Why not using size_t for indexes/length, while storing uint32_t integers and cast them
back to size_t when necessary (i.e. for space reasons)?

About checking for overflows, let's take the various examples here:
Compiler Explorer, which are various ways to load a byte at index "n+10" where
n is user-controlled. In this case, we need to check that "n+10" does not overflow.
The first thing is that, IMHO, overflow checks are tricky to get right for both the signed
and unsigned case (and has led to numerous vulnerabilities). But that's a personal
opinion. If we talk about code size (and performance), the load3 function confirms what
Chandler showed in his talk (using uint32_t can be a performance issue on some 64-bit
systems, do to the enforced wrapping that has to be done on 32bits integers). The other
load* functions all emit the intended "mov eax, DWORD PTR [rdi+40+rsi*4]". Notable
differences arise in load2, which needs to sign extend esi to rsi. In load1, there is also
an extra instruction to set the value of (2**63-12).

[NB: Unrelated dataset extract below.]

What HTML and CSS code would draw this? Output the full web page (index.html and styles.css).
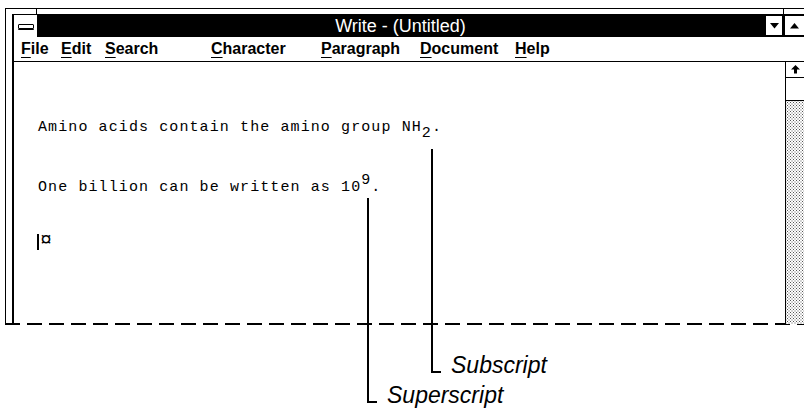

One conclusion is that, at least on x86-64, using size_t for these kind of overflow checks
is the most efficient. But I might miss something / do something wrong in this analysis,
and I'd like another POV on this!

One argument for the usage of signed integers (actually integer types that don't allow
wrapping) is indeed the ability to automatically insert these overflow checks at compile time.